** Start **

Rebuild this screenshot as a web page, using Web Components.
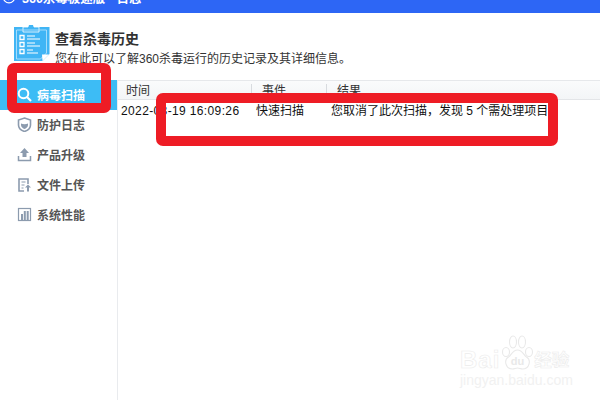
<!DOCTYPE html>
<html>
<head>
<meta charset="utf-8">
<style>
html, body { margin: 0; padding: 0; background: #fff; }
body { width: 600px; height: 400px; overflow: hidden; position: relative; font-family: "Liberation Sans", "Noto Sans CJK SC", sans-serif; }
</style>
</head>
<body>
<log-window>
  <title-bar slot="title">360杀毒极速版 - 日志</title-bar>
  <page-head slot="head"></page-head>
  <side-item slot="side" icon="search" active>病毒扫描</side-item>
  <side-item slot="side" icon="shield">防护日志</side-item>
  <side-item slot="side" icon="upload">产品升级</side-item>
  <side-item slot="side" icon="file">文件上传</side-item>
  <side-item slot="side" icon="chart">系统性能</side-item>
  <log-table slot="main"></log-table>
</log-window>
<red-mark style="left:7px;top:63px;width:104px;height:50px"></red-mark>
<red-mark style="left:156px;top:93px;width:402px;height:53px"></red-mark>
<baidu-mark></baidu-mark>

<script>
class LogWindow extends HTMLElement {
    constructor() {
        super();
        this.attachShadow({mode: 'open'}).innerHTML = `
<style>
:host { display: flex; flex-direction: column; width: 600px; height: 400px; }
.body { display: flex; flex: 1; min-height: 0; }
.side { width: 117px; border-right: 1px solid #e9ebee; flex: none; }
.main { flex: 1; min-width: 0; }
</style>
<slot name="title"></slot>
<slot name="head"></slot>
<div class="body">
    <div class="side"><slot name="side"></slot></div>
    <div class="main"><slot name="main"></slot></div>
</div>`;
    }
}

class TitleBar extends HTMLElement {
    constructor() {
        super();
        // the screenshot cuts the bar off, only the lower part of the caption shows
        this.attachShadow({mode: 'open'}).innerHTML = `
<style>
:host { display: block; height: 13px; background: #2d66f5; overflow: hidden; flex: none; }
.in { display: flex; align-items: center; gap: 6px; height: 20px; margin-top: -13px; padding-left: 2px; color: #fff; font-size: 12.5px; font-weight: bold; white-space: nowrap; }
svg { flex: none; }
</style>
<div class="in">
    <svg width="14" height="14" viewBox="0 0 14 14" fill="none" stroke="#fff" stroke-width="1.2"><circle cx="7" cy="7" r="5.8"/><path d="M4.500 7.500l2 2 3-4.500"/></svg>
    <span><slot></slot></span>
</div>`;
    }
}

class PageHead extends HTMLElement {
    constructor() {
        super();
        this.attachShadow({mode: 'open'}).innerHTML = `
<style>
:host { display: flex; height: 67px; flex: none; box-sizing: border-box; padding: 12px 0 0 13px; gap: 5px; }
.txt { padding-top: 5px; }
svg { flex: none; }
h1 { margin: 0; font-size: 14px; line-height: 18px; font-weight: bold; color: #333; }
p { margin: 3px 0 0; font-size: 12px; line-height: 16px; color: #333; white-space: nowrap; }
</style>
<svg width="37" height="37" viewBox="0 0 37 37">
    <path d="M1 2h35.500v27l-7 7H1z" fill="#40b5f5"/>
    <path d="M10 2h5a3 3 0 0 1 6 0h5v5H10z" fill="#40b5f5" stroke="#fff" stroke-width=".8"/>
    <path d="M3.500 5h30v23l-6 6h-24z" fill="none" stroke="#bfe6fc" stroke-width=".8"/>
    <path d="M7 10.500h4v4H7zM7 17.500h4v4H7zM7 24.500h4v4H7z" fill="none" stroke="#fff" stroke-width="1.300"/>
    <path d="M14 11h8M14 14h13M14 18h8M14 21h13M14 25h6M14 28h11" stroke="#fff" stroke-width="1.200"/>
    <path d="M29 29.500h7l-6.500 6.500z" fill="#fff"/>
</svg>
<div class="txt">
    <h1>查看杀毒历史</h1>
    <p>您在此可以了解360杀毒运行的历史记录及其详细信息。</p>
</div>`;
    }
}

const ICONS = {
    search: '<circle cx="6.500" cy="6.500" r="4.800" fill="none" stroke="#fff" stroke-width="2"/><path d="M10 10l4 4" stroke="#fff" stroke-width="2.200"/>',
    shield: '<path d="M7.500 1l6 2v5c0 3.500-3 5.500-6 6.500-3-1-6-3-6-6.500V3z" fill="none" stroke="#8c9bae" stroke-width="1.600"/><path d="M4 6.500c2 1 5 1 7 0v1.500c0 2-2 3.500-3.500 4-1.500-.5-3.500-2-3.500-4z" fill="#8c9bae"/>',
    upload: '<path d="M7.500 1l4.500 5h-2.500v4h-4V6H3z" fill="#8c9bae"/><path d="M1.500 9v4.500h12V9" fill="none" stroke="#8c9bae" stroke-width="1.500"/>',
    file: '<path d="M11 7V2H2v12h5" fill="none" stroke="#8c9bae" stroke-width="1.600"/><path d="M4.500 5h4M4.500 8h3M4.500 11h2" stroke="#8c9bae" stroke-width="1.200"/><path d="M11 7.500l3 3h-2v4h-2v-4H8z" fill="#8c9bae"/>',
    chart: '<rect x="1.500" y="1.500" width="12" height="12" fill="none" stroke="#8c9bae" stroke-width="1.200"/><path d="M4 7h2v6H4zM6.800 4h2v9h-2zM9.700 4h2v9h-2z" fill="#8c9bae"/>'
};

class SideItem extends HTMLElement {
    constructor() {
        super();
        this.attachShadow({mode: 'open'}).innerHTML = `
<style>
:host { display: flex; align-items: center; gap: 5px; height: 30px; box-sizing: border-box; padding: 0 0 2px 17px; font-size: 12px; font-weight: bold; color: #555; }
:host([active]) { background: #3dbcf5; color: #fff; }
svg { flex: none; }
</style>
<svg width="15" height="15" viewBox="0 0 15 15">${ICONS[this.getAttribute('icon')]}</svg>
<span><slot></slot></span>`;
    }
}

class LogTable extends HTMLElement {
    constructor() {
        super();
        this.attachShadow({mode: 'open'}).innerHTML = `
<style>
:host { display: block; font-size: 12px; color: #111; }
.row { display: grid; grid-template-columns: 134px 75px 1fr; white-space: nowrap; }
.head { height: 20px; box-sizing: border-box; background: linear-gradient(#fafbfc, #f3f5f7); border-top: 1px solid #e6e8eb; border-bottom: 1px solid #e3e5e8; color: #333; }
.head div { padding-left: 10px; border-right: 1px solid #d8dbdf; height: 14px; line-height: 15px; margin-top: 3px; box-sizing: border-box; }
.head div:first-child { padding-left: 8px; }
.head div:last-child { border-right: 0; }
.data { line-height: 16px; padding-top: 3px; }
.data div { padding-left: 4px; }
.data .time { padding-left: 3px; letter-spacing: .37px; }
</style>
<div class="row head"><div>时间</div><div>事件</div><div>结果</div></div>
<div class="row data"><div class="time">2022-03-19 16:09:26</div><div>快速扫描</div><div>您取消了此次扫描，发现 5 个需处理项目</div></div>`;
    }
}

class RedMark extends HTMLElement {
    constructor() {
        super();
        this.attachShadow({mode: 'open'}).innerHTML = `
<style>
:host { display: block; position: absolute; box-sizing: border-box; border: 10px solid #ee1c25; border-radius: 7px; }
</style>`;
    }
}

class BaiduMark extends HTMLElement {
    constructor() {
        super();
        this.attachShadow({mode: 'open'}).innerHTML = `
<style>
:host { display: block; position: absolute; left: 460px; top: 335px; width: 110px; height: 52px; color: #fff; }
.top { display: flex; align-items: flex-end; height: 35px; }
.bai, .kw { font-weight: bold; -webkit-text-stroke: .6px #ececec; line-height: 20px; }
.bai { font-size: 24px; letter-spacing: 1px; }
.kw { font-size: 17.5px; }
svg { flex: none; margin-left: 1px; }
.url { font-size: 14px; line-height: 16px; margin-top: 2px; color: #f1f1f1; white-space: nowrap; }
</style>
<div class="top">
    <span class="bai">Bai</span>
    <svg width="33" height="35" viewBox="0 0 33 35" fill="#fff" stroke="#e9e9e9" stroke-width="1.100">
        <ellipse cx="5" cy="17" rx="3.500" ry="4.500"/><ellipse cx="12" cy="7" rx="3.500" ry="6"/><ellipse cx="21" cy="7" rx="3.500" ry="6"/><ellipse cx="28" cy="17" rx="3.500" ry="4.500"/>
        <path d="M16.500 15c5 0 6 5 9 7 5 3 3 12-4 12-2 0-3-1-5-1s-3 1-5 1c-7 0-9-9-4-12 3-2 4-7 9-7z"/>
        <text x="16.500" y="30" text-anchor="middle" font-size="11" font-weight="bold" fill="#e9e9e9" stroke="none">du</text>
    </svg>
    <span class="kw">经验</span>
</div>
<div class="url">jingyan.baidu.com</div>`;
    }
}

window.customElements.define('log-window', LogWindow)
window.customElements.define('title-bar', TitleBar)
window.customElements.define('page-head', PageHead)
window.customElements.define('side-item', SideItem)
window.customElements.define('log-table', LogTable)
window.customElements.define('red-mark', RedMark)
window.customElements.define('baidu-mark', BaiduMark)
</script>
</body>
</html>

** End **

# Directive
Take every line from the data that contains the word "screenshot".

# Exercise solution
Rebuild this screenshot as a web page, using Web Components.
        // the screenshot cuts the bar off, only the lower part of the caption shows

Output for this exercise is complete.